Return a copy of each line that holds the string "components".

# Data block start

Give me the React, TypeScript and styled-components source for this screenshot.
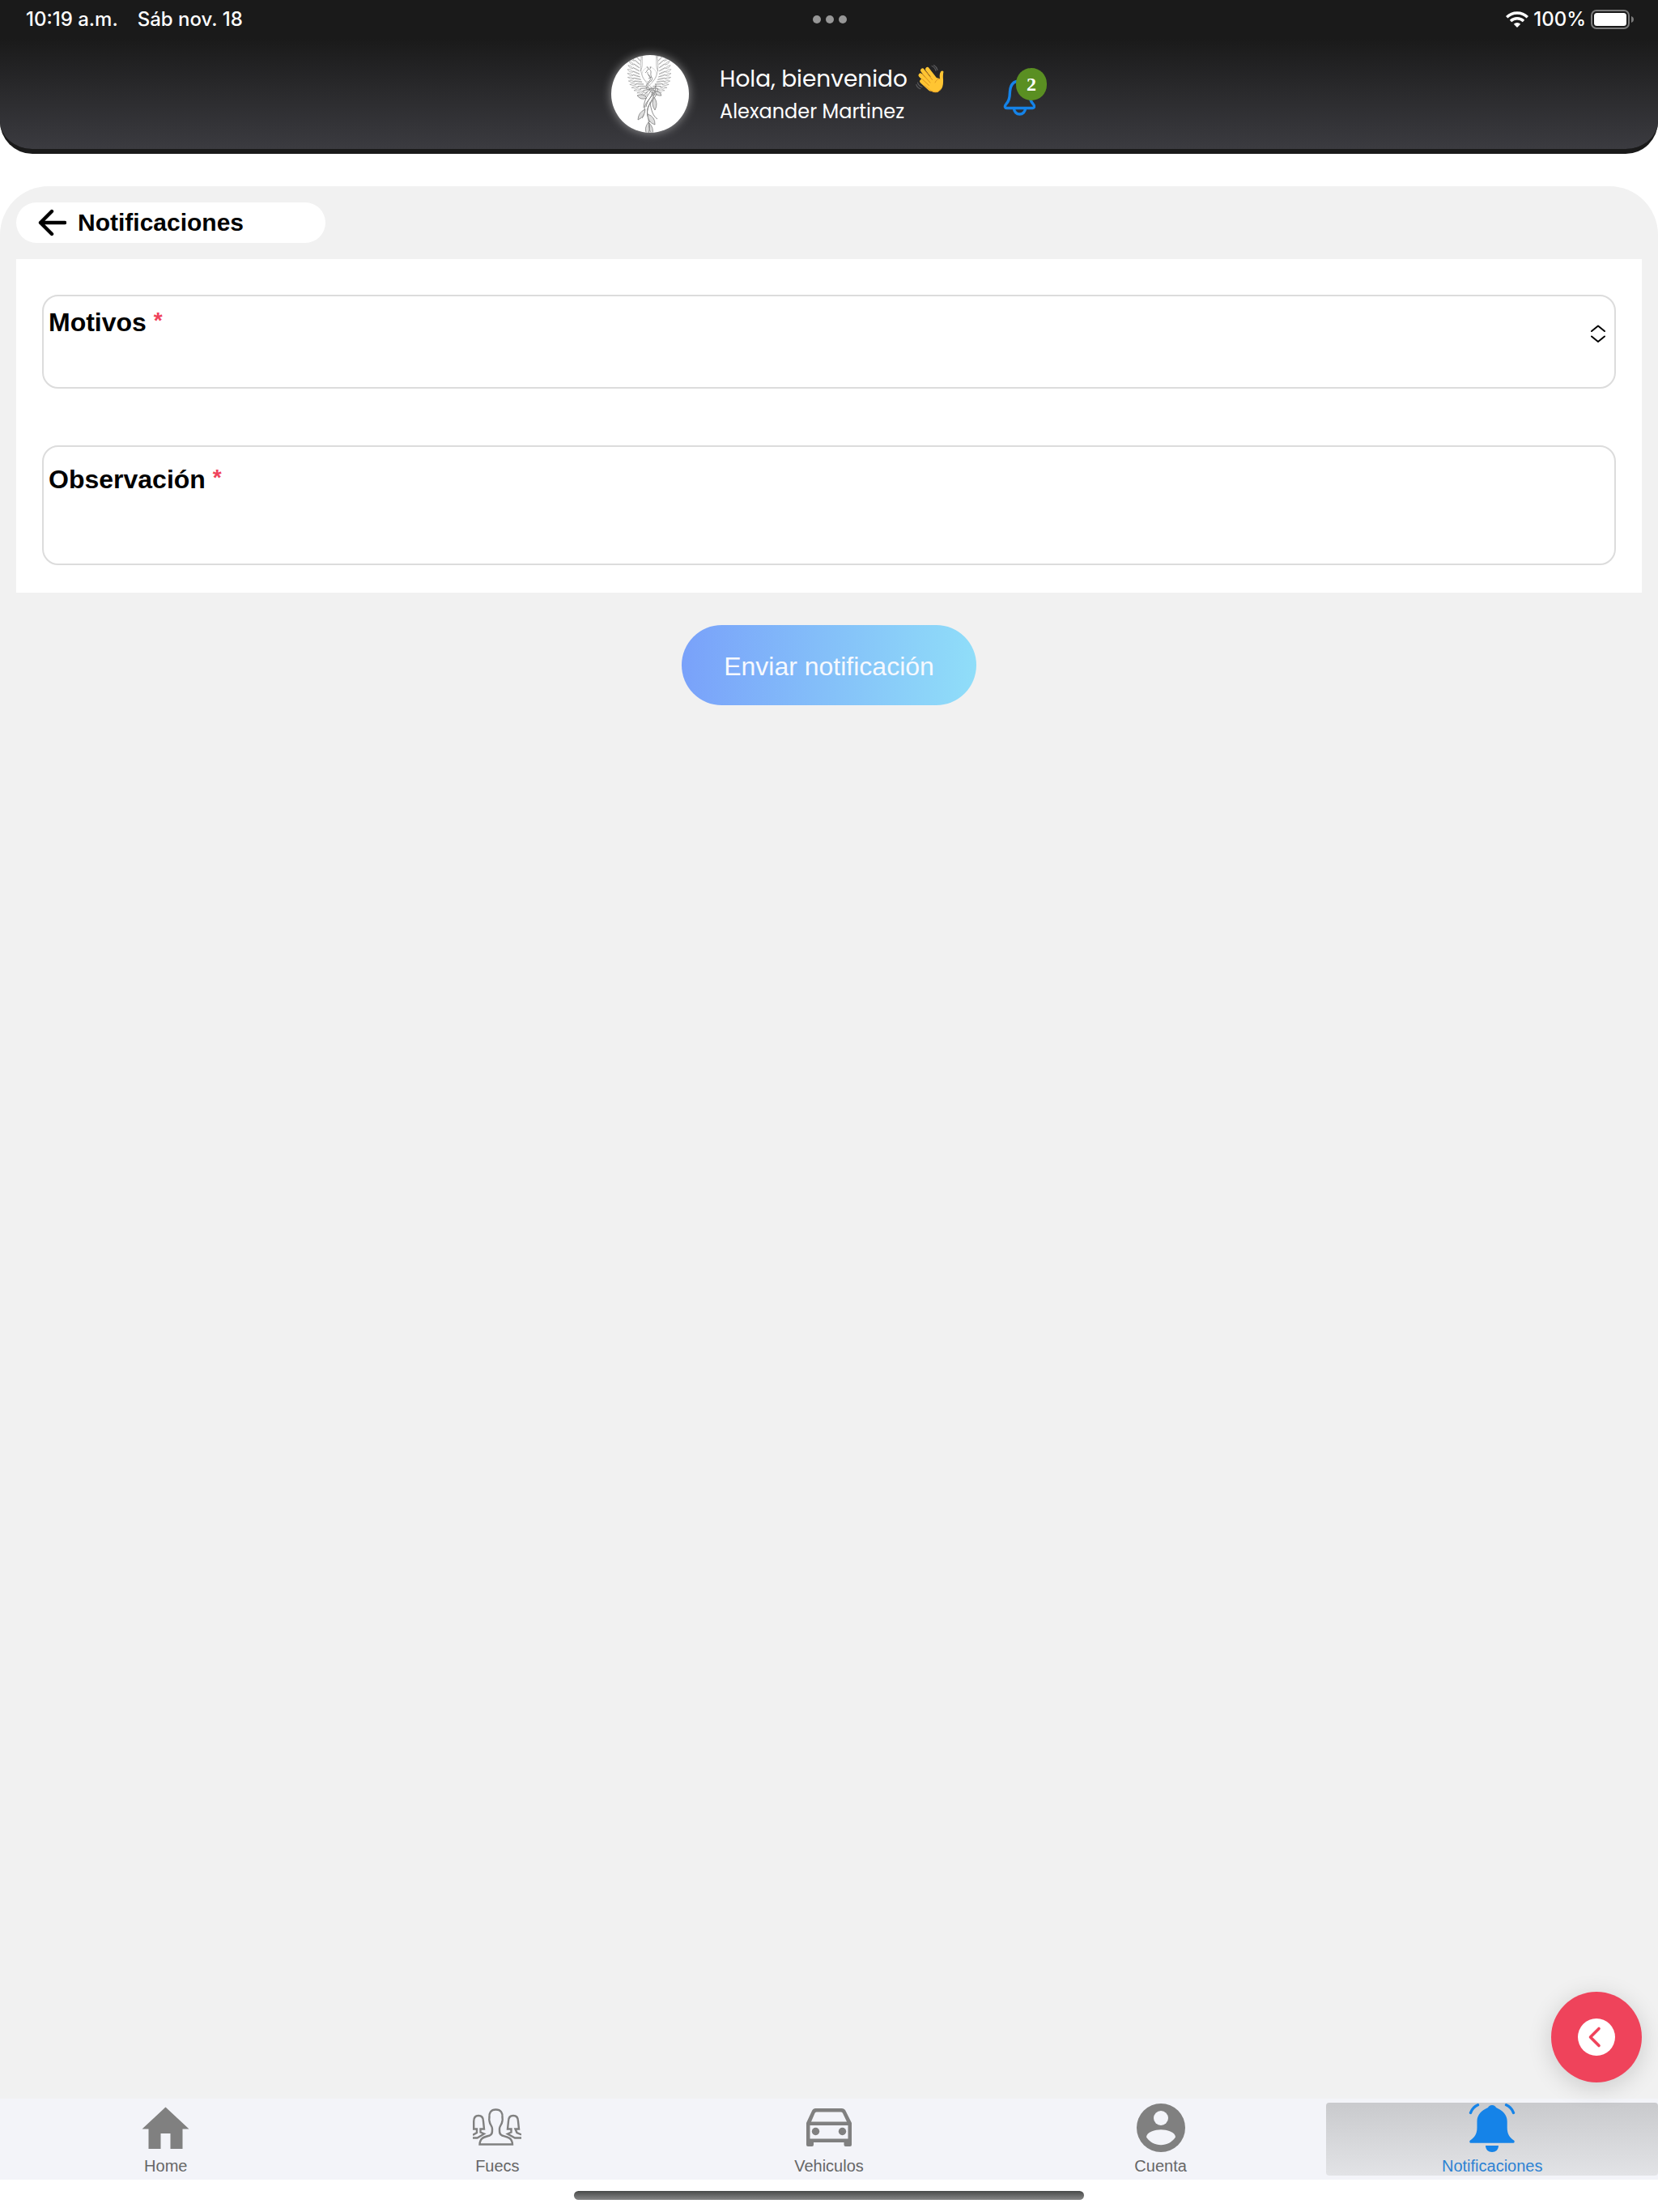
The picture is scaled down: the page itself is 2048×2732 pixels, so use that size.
import React, { useState } from "react";
import styled, { createGlobalStyle } from "styled-components";

const sans = `"Liberation Sans", Arial, sans-serif`;
const rounded = `Poppins, Inter, "Liberation Sans", sans-serif`;

const GlobalStyle = createGlobalStyle`
  *, *::before, *::after { box-sizing: border-box; }
  body { margin: 0; background: #fff; font-family: ${sans}; }
  button, select, input { font: inherit; color: inherit; }
  svg { display: block; }
`;

const Page = styled.div`
  min-height: 100vh;
  display: flex;
  flex-direction: column;
`;

const Header = styled.header`
  background: linear-gradient(#1a1a1a 48px, #3b3b40 100%) padding-box, #1a1a1a;
  border-bottom: 6px solid #1a1a1a;
  border-radius: 0 0 40px 40px;
  color: #fff;
  height: 190px;
`;

const StatusBar = styled.div`
  display: grid;
  grid-template-columns: 1fr auto 1fr;
  align-items: center;
  height: 48px;
  padding: 0 30px 0 32px;
  font: 500 24px/28px Inter, sans-serif;
`;

const StatusGroup = styled.div<{ $end?: boolean; $gap: number }>`
  display: flex;
  align-items: center;
  justify-content: ${(p) => (p.$end ? "flex-end" : "flex-start")};
  gap: ${(p) => p.$gap}px;
`;

const Dot = styled.span`
  width: 10px;
  height: 10px;
  border-radius: 50%;
  background: #979797;
`;

const Welcome = styled.div`
  display: flex;
  justify-content: center;
  align-items: center;
  height: 136px;
`;

const Avatar = styled.div`
  width: 96px;
  height: 96px;
  margin-right: 38px;
  border-radius: 50%;
  background: #fff;
  box-shadow: 0 0 12px rgba(255, 255, 255, 0.5);
  overflow: hidden;
`;

const Greeting = styled.div`
  display: flex;
  flex-direction: column;
  margin-right: 72px;
  font-family: ${rounded};
`;

const Hello = styled.p`
  display: flex;
  align-items: center;
  gap: 10px;
  margin: 0;
  font-size: 28px;
  line-height: 44px;
`;

const UserName = styled.p`
  margin: 0;
  font-size: 24px;
  line-height: 36px;
`;

const BellButton = styled.button`
  position: relative;
  display: flex;
  align-items: flex-end;
  width: 54px;
  height: 64px;
  padding: 0 0 4px;
  border: 0;
  background: none;
`;

const Badge = styled.span`
  position: absolute;
  top: 0;
  right: 0;
  width: 38px;
  height: 40px;
  border-radius: 20px;
  background: #5a8f22;
  color: #fff;
  font: bold 24px/40px "Liberation Serif", "Times New Roman", serif;
  text-align: center;
`;

const Main = styled.main`
  flex: 1;
  display: flex;
  flex-direction: column;
  margin-top: 40px;
  padding: 20px;
  border-radius: 60px 60px 0 0;
  background: #f1f1f1;
`;

const BackButton = styled.button`
  display: flex;
  align-items: center;
  gap: 14px;
  width: 19%;
  min-width: 320px;
  height: 50px;
  padding: 0 26px;
  border: 0;
  border-radius: 25px;
  background: #fff;
  color: #000;
  font: bold 30px/36px ${sans};
`;

const Form = styled.form`
  display: flex;
  flex-direction: column;
  align-items: center;
  gap: 40px;
  margin-top: 20px;
`;

const Card = styled.div`
  align-self: stretch;
  display: flex;
  flex-direction: column;
  gap: 70px;
  padding: 44px 32px 34px;
  background: #fff;
`;

const Field = styled.div<{ $tall?: boolean }>`
  display: flex;
  justify-content: space-between;
  height: ${(p) => (p.$tall ? 148 : 116)}px;
  padding: ${(p) => (p.$tall ? 22 : 14)}px 10px 0 6px;
  border: 2px solid #dcdcdc;
  border-radius: 20px;
  background: #fff;
`;

const FieldBody = styled.div`
  flex: 1;
  display: flex;
  flex-direction: column;
`;

const Label = styled.label`
  font: bold 32px/36px ${sans};
  color: #000;
`;

const Required = styled.span`
  color: #ef435b;
  font-size: 28px;
  line-height: 24px;
  vertical-align: 4px;
`;

const Select = styled.select`
  flex: 1;
  width: 100%;
  padding: 0;
  border: 0;
  outline: 0;
  background: transparent;
  appearance: none;
  font-size: 28px;
`;

const TextInput = styled.input`
  flex: 1;
  width: 100%;
  padding: 0;
  border: 0;
  outline: 0;
  background: transparent;
  font-size: 28px;
`;

const Submit = styled.button`
  padding: 33px 52px 30px;
  border: 0;
  border-radius: 50px;
  background: linear-gradient(92deg, #79a1fa, #83bdf9 45%, #90def9);
  color: #f6f9fe;
  font: 32px/36px ${sans};
`;

const BackFab = styled.button`
  position: fixed;
  right: 20px;
  bottom: 160px;
  display: flex;
  align-items: center;
  justify-content: center;
  width: 112px;
  height: 112px;
  padding: 0;
  border: 0;
  border-radius: 50%;
  background: #ef435b;
  box-shadow: 0 6px 30px rgba(0, 0, 0, 0.16);
`;

const TabBar = styled.nav`
  position: relative;
  display: grid;
  grid-template-columns: repeat(5, 1fr);
  padding: 5px 0;
  background: #f3f4f9;
`;

const Tab = styled.a<{ $active?: boolean }>`
  display: flex;
  flex-direction: column;
  align-items: center;
  gap: 5px;
  height: 90px;
  padding-top: 1px;
  border-radius: 4px;
  background: ${(p) => (p.$active ? "linear-gradient(#c9cacd, #e2e3e6)" : "none")};
  color: ${(p) => (p.$active ? "#2c82d3" : "#666")};
  font-size: 20px;
  line-height: 24px;
  text-decoration: none;
`;

const HomeArea = styled.div`
  display: flex;
  justify-content: center;
  height: 40px;
  padding-top: 14px;
  background: #fff;
`;

const HomeIndicator = styled.div`
  width: 630px;
  height: 11px;
  border-radius: 6px;
  background: linear-gradient(#484a49, #868686);
`;

type Pt = [number, number];

const bezier = (p: Pt[], t: number): Pt => {
  const u = 1 - t;
  const k = [u * u * u, 3 * u * u * t, 3 * u * t * t, t * t * t];
  return [0, 1].map((a) => p.reduce((s, q, i) => s + q[a] * k[i], 0)) as Pt;
};

const leaf = ([x1, y1]: Pt, [x2, y2]: Pt, w: number) => {
  const mx = (x1 + x2) / 2;
  const my = (y1 + y2) / 2;
  const l = Math.hypot(x2 - x1, y2 - y1) || 1;
  const nx = (-(y2 - y1) / l) * w;
  const ny = ((x2 - x1) / l) * w;
  return `M${x1} ${y1}Q${mx + nx} ${my + ny} ${x2} ${y2}Q${mx - nx} ${my - ny} ${x1} ${y1}`;
};

const wingTips: Pt[] = [[42, 51], [16, 45], [17, 18], [25, -2]];
const wingMid: Pt[] = [[44, 46], [23, 38], [24, 18], [32, -4]];
const wingSpine: Pt[] = [[48, 42], [32, 34], [33, 18], [38, -4]];
const feathers = Array.from({ length: 14 }, (_, i) => {
  const t = i / 13;
  const s = Math.max(0, t - 0.1);
  return leaf(bezier(wingMid, s), bezier(wingTips, t), 2.4) + leaf(bezier(wingSpine, s), bezier(wingMid, t), 1);
}).join("");

const Wing = () => <path d={feathers + "M38 -2C35 14 34 28 50 40M36 20C40 14 37 6 39 0"} />;

const Phoenix = () => (
  <svg width="96" height="96" viewBox="0 0 96 96" fill="none" stroke="#808080" strokeWidth="0.5" role="img" aria-label="Foto de perfil">
    <Wing />
    <g transform="translate(94 0) scale(-1 1)">
      <Wing />
    </g>
    <circle cx="47" cy="24" r="9" stroke="#bbb" />
    <path d="M44 20C45 15 50 18 49 22C48 27 52 28 50 31C46 35 42 38 47 41C52 43 56 40 55 36M45 21C44 25 50 27 48 31C44 35 41 39 45 43M46 17L44 14M48 17L49 14M44 20L42 22M46 24L49 28M46 29L50 27" strokeWidth="0.8" />
    <path d="M55 38C56 48 45 54 42 62C40 68 42 73 38 78M52 42C52 50 44 56 43 64M57 41C58 50 50 56 46 63C43 70 45 77 48 83M50 43C45 50 41 54 40 65M54 47C50 58 41 66 46 78L47 96M48 58C49 68 52 76 57 79" strokeWidth="0.9" />
    <path d={leaf([44, 53], [32, 50], 5) + leaf([42, 67], [33, 80], 5) + leaf([45, 73], [54, 86], 6) + leaf([53, 52], [54, 68], 5) + leaf([46, 83], [44, 98], 5) + leaf([47, 84], [51, 98], 4) + leaf([54, 45], [62, 50], 4)} fill="#ddd" strokeWidth="0.8" />
  </svg>
);

const Wave = () => (
  <svg width="36" height="36" viewBox="0 0 36 36" fill="none" strokeLinecap="round" aria-hidden="true">
    <path d="M20 1.5Q24 3 25 7.5M22.5 .5Q26 2.5 27 6.5M2.5 22Q3.500 26 8 27.500M.8 24.500Q2 28.500 6 29.800" stroke="#5b5b5d" strokeWidth="1.1" />
    <path d="M15 14L30 17Q29 12 31 8.500Q33 6.500 34.500 8.500Q33.500 12 34 18Q34.500 27 31 31Q26 36.500 20 33L10 25Z" fill="#ffc533" />
    <path d="M14.500 5.500L25 19M8.500 7L22 24M6 13L19 26M7.500 20.500L18 30" stroke="#ffc533" strokeWidth="5" />
    <path d="M12 7.500L20.500 18.500M8.500 11.500L18 22M8.500 18L16.500 25.500" stroke="#d9901e" strokeWidth="1" />
    <path d="M24 22Q26 17 30 17.500" stroke="#e29a22" strokeWidth="1" />
    <path d="M11 25.500L19 32Q27 36 31 30" stroke="#eba126" strokeWidth="1" />
  </svg>
);

const HeaderBell = () => (
  <svg width="40" height="48" viewBox="0 0 40 48" fill="none" stroke="#1583e8" strokeWidth="3.400" strokeLinejoin="round" aria-hidden="true">
    <path d="M20.500 4C12 4 9 10 8.500 17C8.200 26 7 29 3.500 33C1.500 35.500 2.500 37.500 4.500 37.500H36.500C38.500 37.500 39.500 35.500 37.500 33C34 29 32.800 26 32.500 17C32 10 29 4 20.500 4Z" />
    <path d="M13.500 38a7 7 0 0 0 14 0" />
  </svg>
);

const Wifi = () => (
  <svg width="28" height="20" viewBox="0 0 28 20" fill="none" stroke="#fff" strokeWidth="3.400" aria-hidden="true">
    <path d="M1.200 7.200a18.200 18.200 0 0 1 25.600 0M6 12a11.400 11.400 0 0 1 16 0" />
    <path d="M14 20L9.800 15.800a6 6 0 0 1 8.400 0Z" fill="#fff" stroke="none" />
  </svg>
);

const Battery = () => (
  <svg width="53" height="24" viewBox="0 0 53 24" aria-hidden="true">
    <rect x="1" y="1" width="46" height="22" rx="6" fill="none" stroke="#7b7b7b" strokeWidth="2" />
    <rect x="4" y="4" width="40" height="16" rx="3.500" fill="#fff" />
    <path d="M50 8q3 1.200 3 4t-3 4Z" fill="#7b7b7b" />
  </svg>
);

const ArrowLeft = () => (
  <svg width="36" height="34" viewBox="0 0 36 34" fill="none" stroke="#000" strokeWidth="4.400" strokeLinecap="round" strokeLinejoin="round" aria-hidden="true">
    <path d="M18 3L4 17L18 31M4 17H34" />
  </svg>
);

const UpDown = () => (
  <svg width="20" height="64" viewBox="0 0 20 64" fill="none" stroke="#000" strokeWidth="2" strokeLinecap="round" strokeLinejoin="round" aria-hidden="true">
    <path d="M2 29L10 22.500L18 29M2 35.500L10 42L18 35.500" />
  </svg>
);

const FabIcon = () => (
  <svg width="46" height="46" viewBox="0 0 46 46" fill="none" aria-hidden="true">
    <circle cx="23" cy="23" r="23" fill="#fff" />
    <path d="M26 12.500L15.500 23L26 33.500" stroke="#ef435b" strokeWidth="3.600" strokeLinecap="round" strokeLinejoin="round" />
  </svg>
);

const HomeIcon = () => (
  <svg width="60" height="60" viewBox="0 0 60 60" fill="#808080" aria-hidden="true">
    <path d="M29.500 4.500L58.500 31.500H50.500V56H35.500V37H23.500V56H8.500V31.500H.5Z" />
  </svg>
);

const GroupIcon = () => (
  <svg width="60" height="60" viewBox="0 0 60 60" fill="none" stroke="#808080" strokeWidth="2.400" aria-hidden="true">
    <path d="M28.500 7.500C22 7.500 20 12 20.500 17C20.200 19.500 20 20.500 20.500 21.500C21 26 24 28 24 31C24 35 24.500 38 21 39.500C14 41.500 9 42 8.500 50.500H49C48.500 42 43 41.500 36 39.500C32.500 38 33 35 33 31C33 28 36 26 36.500 21.500C37 20.500 36.800 19.500 36.500 17C37 12 35 7.500 28.500 7.500Z" />
    <path d="M0 31.500H5V36L0 39M0 42.500H5.500L14 37.500L9.500 35.500V31.500H14L13 22C13 17 10.500 15 7 15S1.200 17 1.200 22V32" />
    <path d="M60 38.500L54.500 36L52.500 31.500H57L56 22C56 17 53.500 15 50 15S44 17 44 22L43 31.500H47.500V35.500L43 37.500L52 42.500H60" />
  </svg>
);

const CarIcon = () => (
  <svg width="60" height="60" viewBox="0 0 60 60" aria-hidden="true">
    <path fill="#808080" fillRule="evenodd" d="M13.500 6H45.500Q49.500 6 51 10L58 24V51Q58 53 56 53H50.500Q48.500 53 48.500 51V48H11V51Q11 53 9 53H4Q2 53 2 51V24L8.500 10Q10 6 13.500 6ZM14.500 10.500Q13 10.500 12.500 12L8 22.500H52L47 12Q46.500 10.500 45 10.500ZM6.500 27V43.500H53.500V27Z" />
    <circle cx="13.500" cy="34.500" r="4.700" fill="#808080" />
    <circle cx="46.500" cy="34.500" r="4.700" fill="#808080" />
  </svg>
);

const AccountIcon = () => (
  <svg width="60" height="60" viewBox="0 0 60 60" fill="#f3f4f9" aria-hidden="true">
    <circle cx="30" cy="30" r="30" fill="#808080" />
    <circle cx="30" cy="18" r="9" />
    <path d="M12 41.500C12.300 35 23 32.300 30 32.300S47.700 35 48 41.500A21.500 21.500 0 0 1 12 41.500Z" />
  </svg>
);

const RingingBell = () => (
  <svg width="60" height="60" viewBox="0 0 60 60" fill="#1583e8" aria-hidden="true">
    <path d="M30 2C32.500 2 34.500 3.500 35 5C43 8.500 48.700 14 48.700 22V30C48.700 38 52 42 57 45.500C58.500 47 57.500 48.800 56 48.800H4C2.500 48.800 1.500 47 3 45.500C8 42 11.500 38 11.500 30V22C11.500 14 17 8.500 25 5C25.500 3.500 27.500 2 30 2Z" />
    <path d="M22 52H38C38 57 34.500 60 30 60S22 57 22 52Z" />
    <path d="M3.500 11.500Q6 4.500 12.500 1.800M56.500 11.500Q54 4.500 47.500 1.800" fill="none" stroke="#1583e8" strokeWidth="3.400" strokeLinecap="round" />
  </svg>
);

const tabs = [
  { label: "Home", Icon: HomeIcon },
  { label: "Fuecs", Icon: GroupIcon },
  { label: "Vehiculos", Icon: CarIcon },
  { label: "Cuenta", Icon: AccountIcon },
  { label: "Notificaciones", Icon: RingingBell, active: true },
];

export default function App() {
  const [reason, setReason] = useState("");
  const [note, setNote] = useState("");

  return (
    <Page>
      <GlobalStyle />
      <Header>
        <StatusBar>
          <StatusGroup $gap={24}>
            <span>10:19 a.m.</span>
            <span>Sáb nov. 18</span>
          </StatusGroup>
          <StatusGroup $gap={6}>
            <Dot />
            <Dot />
            <Dot />
          </StatusGroup>
          <StatusGroup $end $gap={6}>
            <Wifi />
            <span>100%</span>
            <Battery />
          </StatusGroup>
        </StatusBar>
        <Welcome>
          <Avatar>
            <Phoenix />
          </Avatar>
          <Greeting>
            <Hello>
              Hola, bienvenido <Wave />
            </Hello>
            <UserName>Alexander Martinez</UserName>
          </Greeting>
          <BellButton type="button" aria-label="Notificaciones pendientes">
            <HeaderBell />
            <Badge>2</Badge>
          </BellButton>
        </Welcome>
      </Header>

      <Main>
        <BackButton type="button">
          <ArrowLeft />
          Notificaciones
        </BackButton>
        <Form onSubmit={(e) => e.preventDefault()}>
          <Card>
            <Field>
              <FieldBody>
                <Label htmlFor="reason">
                  Motivos <Required>*</Required>
                </Label>
                <Select id="reason" value={reason} onChange={(e) => setReason(e.target.value)}>
                  <option value="" />
                </Select>
              </FieldBody>
              <UpDown />
            </Field>
            <Field $tall>
              <FieldBody>
                <Label htmlFor="note">
                  Observación <Required>*</Required>
                </Label>
                <TextInput id="note" value={note} onChange={(e) => setNote(e.target.value)} />
              </FieldBody>
            </Field>
          </Card>
          <Submit type="submit">Enviar notificación</Submit>
        </Form>
      </Main>

      <TabBar>
        {tabs.map(({ label, Icon, active }) => (
          <Tab key={label} href="#" $active={active}>
            <Icon />
            {label}
          </Tab>
        ))}
      </TabBar>
      <HomeArea>
        <HomeIndicator />
      </HomeArea>
      <BackFab type="button" aria-label="Volver">
        <FabIcon />
      </BackFab>
    </Page>
  );
}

# Data block end

Written solution.
Give me the React, TypeScript and styled-components source for this screenshot.
import styled, { createGlobalStyle } from "styled-components";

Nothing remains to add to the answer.